Obrazowym przykładem jest historia jeziora Czad. Jezioro graniczące z Czadem, Nigrem, Nigerią i Kamerunem, od lat 60. XX wieku skurczyło się o 90 proc. Tymczasem ok. 25 mln ludzi w regionie jest mocno zależnych od zasobów wodnych jeziora, ponieważ trudnią się rolnictwem, rybołówstwem, hodowlą zwierząt zależnych od jeziora. Gwałtowne obniżenie poziomu wody oznacza, że prawie 7 mln ludzi jest pozbawionych stałego dostępu do jedzenia. Tysiące rybaków i rolników straciło pracę w ostatnich latach.
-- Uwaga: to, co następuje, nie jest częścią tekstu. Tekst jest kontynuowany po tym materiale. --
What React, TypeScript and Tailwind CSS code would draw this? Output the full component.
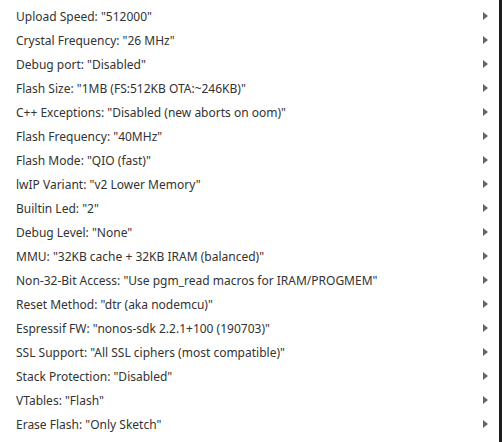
const items = [
  'Upload Speed: "512000"',
  'Crystal Frequency: "26 MHz"',
  'Debug port: "Disabled"',
  'Flash Size: "1MB (FS:512KB OTA:~246KB)"',
  'C++ Exceptions: "Disabled (new aborts on oom)"',
  'Flash Frequency: "40MHz"',
  'Flash Mode: "QIO (fast)"',
  'lwIP Variant: "v2 Lower Memory"',
  'Builtin Led: "2"',
  'Debug Level: "None"',
  'MMU: "32KB cache + 32KB IRAM (balanced)"',
  'Non-32-Bit Access: "Use pgm_read macros for IRAM/PROGMEM"',
  'Reset Method: "dtr (aka nodemcu)"',
  'Espressif FW: "nonos-sdk 2.2.1+100 (190703)"',
  'SSL Support: "All SSL ciphers (most compatible)"',
  'Stack Protection: "Disabled"',
  'VTables: "Flash"',
  'Erase Flash: "Only Sketch"',
];

export default function App() {
  return (
    <div className="flex h-[442px] w-[502px] bg-[#1e1e1e]">
      {/* menu panel */}
      <div className="w-[499px] bg-white pt-1 pb-[6px] font-['Noto_Sans',sans-serif] text-[12px] text-[#333]">
        {items.map((label) => (
          <div key={label} className="flex h-6 items-center justify-between pl-4 pr-[11px]">
            <span className="whitespace-nowrap pt-[2px]">{label}</span>
            <span className="h-0 w-0 border-y-4 border-l-[5px] border-y-transparent border-l-[#666]" />
          </div>
        ))}
      </div>
    </div>
  );
}
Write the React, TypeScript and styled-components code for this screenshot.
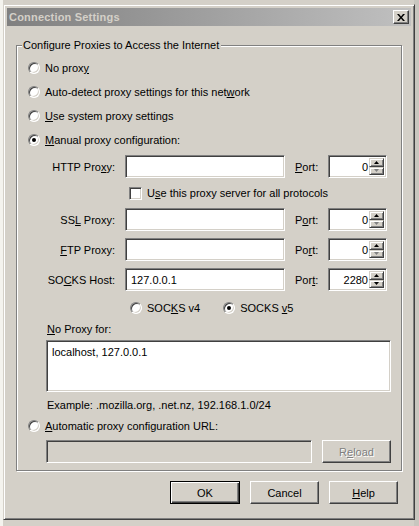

Wyraźnie przyczyniło się to do przymusowego przemieszczania się - 2,5 mln osób zostało już wysiedlonych z regionu.
Dotychczasowe dane pokazują, że znaczna większość osób zmuszonych do migracji (ponad 90%) zamiast podróży do Europy wybiera pozostanie w regionie.
Wynika to głównie z braku środków materialnych, które są niezbędne do opuszczenia kontynentu. Jednak, biorąc pod uwagę trendy demograficzne, kraje sąsiadujące nie będą w stanie wiecznie przyjmować kolejnych grup migrantów. W związku z tym istnieje duże prawdopodobieństwo, że część osób zacznie rozważać kierunek europejski.